##### Record extracts

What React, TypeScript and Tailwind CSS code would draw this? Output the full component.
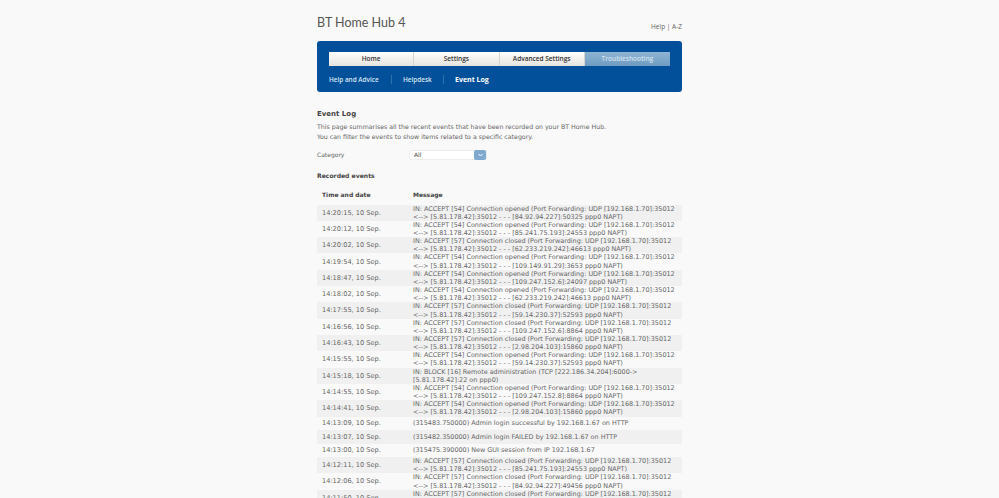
const FWD = "(Port Forwarding: UDP [192.168.1.70]:35012";

function conn(code: number, verb: string, tail: string) {
  return {
    l1: `IN: ACCEPT [${code}] Connection ${verb} ${FWD}`,
    l2: `<--> [5.81.178.42]:35012 - - - ${tail} ppp0 NAPT)`,
  };
}

const rows = [
  { t: "14:20:15, 10 Sep.", ...conn(54, "opened", "[84.92.94.227]:50325") },
  { t: "14:20:12, 10 Sep.", ...conn(54, "opened", "[85.241.75.193]:24553") },
  { t: "14:20:02, 10 Sep.", ...conn(57, "closed", "[62.233.219.242]:46613") },
  { t: "14:19:54, 10 Sep.", ...conn(54, "opened", "[109.149.91.29]:3653") },
  { t: "14:18:47, 10 Sep.", ...conn(54, "opened", "[109.247.152.6]:24097") },
  { t: "14:18:02, 10 Sep.", ...conn(54, "opened", "[62.233.219.242]:46613") },
  { t: "14:17:55, 10 Sep.", ...conn(57, "closed", "[59.14.230.37]:52593") },
  { t: "14:16:56, 10 Sep.", ...conn(57, "closed", "[109.247.152.6]:8864") },
  { t: "14:16:43, 10 Sep.", ...conn(57, "closed", "[2.98.204.103]:15860") },
  { t: "14:15:55, 10 Sep.", ...conn(54, "opened", "[59.14.230.37]:52593") },
  {
    t: "14:15:18, 10 Sep.",
    l1: "IN: BLOCK [16] Remote administration (TCP [222.186.34.204]:6000->",
    l2: "[5.81.178.42]:22 on ppp0)",
  },
  { t: "14:14:55, 10 Sep.", ...conn(54, "opened", "[109.247.152.8]:8864") },
  { t: "14:14:41, 10 Sep.", ...conn(54, "opened", "[2.98.204.103]:15860") },
  { t: "14:13:09, 10 Sep.", l1: "(315483.750000) Admin login successful by 192.168.1.67 on HTTP" },
  { t: "14:13:07, 10 Sep.", l1: "(315482.350000) Admin login FAILED by 192.168.1.67 on HTTP" },
  { t: "14:13:00, 10 Sep.", l1: "(315475.390000) New GUI session from IP 192.168.1.67" },
  { t: "14:12:11, 10 Sep.", ...conn(57, "closed", "[85.241.75.193]:24553") },
  { t: "14:12:06, 10 Sep.", ...conn(57, "closed", "[84.92.94.227]:49456") },
  { t: "14:11:50, 10 Sep.", ...conn(57, "closed", "[85.241.75.193]:24553") },
];

const tabs = ["Home", "Settings", "Advanced Settings"];

export default function App() {
  return (
    <div className="h-[498px] overflow-hidden bg-[#f9f9f9] font-['DejaVu_Sans',sans-serif] text-[#666]">
      <div className="mx-auto w-[365px]">
        {/* header */}
        <div className="flex h-[41px] justify-between">
          <h1 className="mt-[15px] font-['Lato',sans-serif] text-[12.5px] leading-[16px] text-[#555]">BT Home Hub 4</h1>
          <div className="mt-[22px] font-['Open_Sans',sans-serif] text-[6.5px] leading-[10px] text-[#666]">Help | A-Z</div>
        </div>

        {/* blue nav panel */}
        <div className="h-[51px] rounded-[3px] bg-[#03509a] pl-[12px] pr-[11px] pt-[11px]">
          <div className="flex h-[14px] w-[341px]">
            {tabs.map((tab) => (
              <div
                key={tab}
                className="flex w-[85.25px] items-center justify-center border-r border-[#d5d5d0] bg-gradient-to-b from-[#ffffff] to-[#e6e4de] font-['Open_Sans',sans-serif] text-[6.5px] font-semibold text-[#333]"
              >
                {tab}
              </div>
            ))}
            <div className="flex w-[85.25px] items-center justify-center bg-gradient-to-b from-[#8fb4d2] to-[#6f9cc2] font-['Open_Sans',sans-serif] text-[6.5px] font-semibold text-[#d5e3ee]">
              Troubleshooting
            </div>
          </div>
          <div className="mt-[9px] flex h-[9px] items-center font-['Open_Sans',sans-serif] text-[6.4px] font-semibold text-[#d8e6f2]">
            <span className="w-[50px] whitespace-nowrap">Help and Advice</span>
            <span className="mx-[11.5px] h-[9px] w-px bg-[#2f71ad]" />
            <span className="w-[28px] whitespace-nowrap">Helpdesk</span>
            <span className="mx-[11.5px] h-[9px] w-px bg-[#2f71ad]" />
            <span className="translate-y-[0.5px] text-[7px] font-bold text-white">Event Log</span>
          </div>
        </div>

        {/* intro */}
        <h2 className="mt-[16px] text-[7px] font-bold leading-[12px] text-[#444]">Event Log</h2>
        <p className="mt-[1.5px] whitespace-nowrap text-[6.25px] leading-[10.5px]">
          This page summarises all the recent events that have been recorded on your BT Home Hub.
        </p>
        <p className="whitespace-nowrap text-[6.25px] leading-[10.5px]">
          You can filter the events to show items related to a specific category.
        </p>

        {/* category select */}
        <div className="mt-[7px] flex h-[10px] items-center text-[6px]">
          <span className="w-[92px]">Category</span>
          <div className="flex h-[10px] w-[78px] items-center justify-between rounded-[2px] border border-[#ececec] bg-white pl-[4px] text-[#444]">
            <span>All</span>
            <span className="flex h-[10px] w-[12px] items-center justify-center rounded-[2px] bg-[#7fa9cf]">
              <svg width="5" height="4" viewBox="0 0 5 4">
                <path d="M0.5 1 L2.5 3 L4.5 1" fill="none" stroke="#fff" strokeWidth="1" />
              </svg>
            </span>
          </div>
        </div>

        <h3 className="mt-[11.5px] text-[6.1px] font-bold leading-[10px] text-[#444]">Recorded events</h3>

        {/* table head */}
        <div className="mt-[6.5px] flex h-[14px] items-center text-[6px] font-bold text-[#444]">
          <span className="w-[96px] pl-[5px]">Time and date</span>
          <span>Message</span>
        </div>

        {/* rows */}
        <div className="mt-[3px]">
          {rows.map((row, i) => (
            <div
              key={row.t}
              className={`flex items-center text-[6.45px] leading-[8.15px] ${i % 2 === 0 ? "bg-[#f0f0f0]" : "bg-[#f9f9f9]"} ${row.l2 ? "" : "h-[13.5px]"}`}
            >
              <span className="w-[96px] shrink-0 pl-[5px] text-[6.6px] whitespace-nowrap">{row.t}</span>
              <div className="whitespace-nowrap">
                <div>{row.l1}</div>
                {row.l2 && <div>{row.l2}</div>}
              </div>
            </div>
          ))}
        </div>
      </div>
    </div>
  );
}
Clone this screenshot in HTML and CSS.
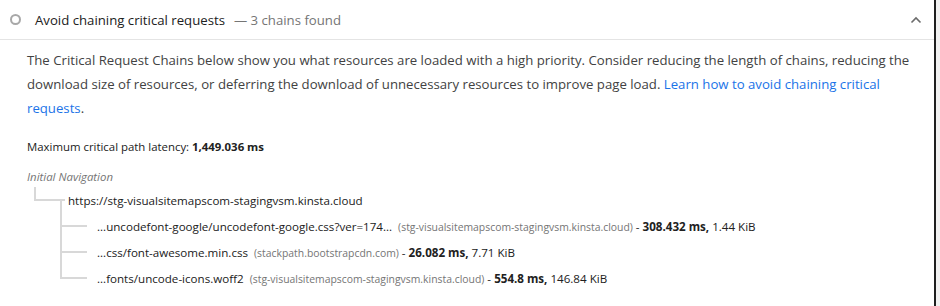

##########

## Written exercise
Leave out the pictures, and give all the records again exactly.

## Complete answer
What React, TypeScript and Tailwind CSS code would draw this? Output the full component.
const FWD = "(Port Forwarding: UDP [192.168.1.70]:35012";

function conn(code: number, verb: string, tail: string) {
  return {
    l1: `IN: ACCEPT [${code}] Connection ${verb} ${FWD}`,
    l2: `<--> [5.81.178.42]:35012 - - - ${tail} ppp0 NAPT)`,
  };
}

const rows = [
  { t: "14:20:15, 10 Sep.", ...conn(54, "opened", "[84.92.94.227]:50325") },
  { t: "14:20:12, 10 Sep.", ...conn(54, "opened", "[85.241.75.193]:24553") },
  { t: "14:20:02, 10 Sep.", ...conn(57, "closed", "[62.233.219.242]:46613") },
  { t: "14:19:54, 10 Sep.", ...conn(54, "opened", "[109.149.91.29]:3653") },
  { t: "14:18:47, 10 Sep.", ...conn(54, "opened", "[109.247.152.6]:24097") },
  { t: "14:18:02, 10 Sep.", ...conn(54, "opened", "[62.233.219.242]:46613") },
  { t: "14:17:55, 10 Sep.", ...conn(57, "closed", "[59.14.230.37]:52593") },
  { t: "14:16:56, 10 Sep.", ...conn(57, "closed", "[109.247.152.6]:8864") },
  { t: "14:16:43, 10 Sep.", ...conn(57, "closed", "[2.98.204.103]:15860") },
  { t: "14:15:55, 10 Sep.", ...conn(54, "opened", "[59.14.230.37]:52593") },
  {
    t: "14:15:18, 10 Sep.",
    l1: "IN: BLOCK [16] Remote administration (TCP [222.186.34.204]:6000->",
    l2: "[5.81.178.42]:22 on ppp0)",
  },
  { t: "14:14:55, 10 Sep.", ...conn(54, "opened", "[109.247.152.8]:8864") },
  { t: "14:14:41, 10 Sep.", ...conn(54, "opened", "[2.98.204.103]:15860") },
  { t: "14:13:09, 10 Sep.", l1: "(315483.750000) Admin login successful by 192.168.1.67 on HTTP" },
  { t: "14:13:07, 10 Sep.", l1: "(315482.350000) Admin login FAILED by 192.168.1.67 on HTTP" },
  { t: "14:13:00, 10 Sep.", l1: "(315475.390000) New GUI session from IP 192.168.1.67" },
  { t: "14:12:11, 10 Sep.", ...conn(57, "closed", "[85.241.75.193]:24553") },
  { t: "14:12:06, 10 Sep.", ...conn(57, "closed", "[84.92.94.227]:49456") },
  { t: "14:11:50, 10 Sep.", ...conn(57, "closed", "[85.241.75.193]:24553") },
];

const tabs = ["Home", "Settings", "Advanced Settings"];

export default function App() {
  return (
    <div className="h-[498px] overflow-hidden bg-[#f9f9f9] font-['DejaVu_Sans',sans-serif] text-[#666]">
      <div className="mx-auto w-[365px]">
        {/* header */}
        <div className="flex h-[41px] justify-between">
          <h1 className="mt-[15px] font-['Lato',sans-serif] text-[12.5px] leading-[16px] text-[#555]">BT Home Hub 4</h1>
          <div className="mt-[22px] font-['Open_Sans',sans-serif] text-[6.5px] leading-[10px] text-[#666]">Help | A-Z</div>
        </div>

        {/* blue nav panel */}
        <div className="h-[51px] rounded-[3px] bg-[#03509a] pl-[12px] pr-[11px] pt-[11px]">
          <div className="flex h-[14px] w-[341px]">
            {tabs.map((tab) => (
              <div
                key={tab}
                className="flex w-[85.25px] items-center justify-center border-r border-[#d5d5d0] bg-gradient-to-b from-[#ffffff] to-[#e6e4de] font-['Open_Sans',sans-serif] text-[6.5px] font-semibold text-[#333]"
              >
                {tab}
              </div>
            ))}
            <div className="flex w-[85.25px] items-center justify-center bg-gradient-to-b from-[#8fb4d2] to-[#6f9cc2] font-['Open_Sans',sans-serif] text-[6.5px] font-semibold text-[#d5e3ee]">
              Troubleshooting
            </div>
          </div>
          <div className="mt-[9px] flex h-[9px] items-center font-['Open_Sans',sans-serif] text-[6.4px] font-semibold text-[#d8e6f2]">
            <span className="w-[50px] whitespace-nowrap">Help and Advice</span>
            <span className="mx-[11.5px] h-[9px] w-px bg-[#2f71ad]" />
            <span className="w-[28px] whitespace-nowrap">Helpdesk</span>
            <span className="mx-[11.5px] h-[9px] w-px bg-[#2f71ad]" />
            <span className="translate-y-[0.5px] text-[7px] font-bold text-white">Event Log</span>
          </div>
        </div>

        {/* intro */}
        <h2 className="mt-[16px] text-[7px] font-bold leading-[12px] text-[#444]">Event Log</h2>
        <p className="mt-[1.5px] whitespace-nowrap text-[6.25px] leading-[10.5px]">
          This page summarises all the recent events that have been recorded on your BT Home Hub.
        </p>
        <p className="whitespace-nowrap text-[6.25px] leading-[10.5px]">
          You can filter the events to show items related to a specific category.
        </p>

        {/* category select */}
        <div className="mt-[7px] flex h-[10px] items-center text-[6px]">
          <span className="w-[92px]">Category</span>
          <div className="flex h-[10px] w-[78px] items-center justify-between rounded-[2px] border border-[#ececec] bg-white pl-[4px] text-[#444]">
            <span>All</span>
            <span className="flex h-[10px] w-[12px] items-center justify-center rounded-[2px] bg-[#7fa9cf]">
              <svg width="5" height="4" viewBox="0 0 5 4">
                <path d="M0.5 1 L2.5 3 L4.5 1" fill="none" stroke="#fff" strokeWidth="1" />
              </svg>
            </span>
          </div>
        </div>

        <h3 className="mt-[11.5px] text-[6.1px] font-bold leading-[10px] text-[#444]">Recorded events</h3>

        {/* table head */}
        <div className="mt-[6.5px] flex h-[14px] items-center text-[6px] font-bold text-[#444]">
          <span className="w-[96px] pl-[5px]">Time and date</span>
          <span>Message</span>
        </div>

        {/* rows */}
        <div className="mt-[3px]">
          {rows.map((row, i) => (
            <div
              key={row.t}
              className={`flex items-center text-[6.45px] leading-[8.15px] ${i % 2 === 0 ? "bg-[#f0f0f0]" : "bg-[#f9f9f9]"} ${row.l2 ? "" : "h-[13.5px]"}`}
            >
              <span className="w-[96px] shrink-0 pl-[5px] text-[6.6px] whitespace-nowrap">{row.t}</span>
              <div className="whitespace-nowrap">
                <div>{row.l1}</div>
                {row.l2 && <div>{row.l2}</div>}
              </div>
            </div>
          ))}
        </div>
      </div>
    </div>
  );
}
Clone this screenshot in HTML and CSS.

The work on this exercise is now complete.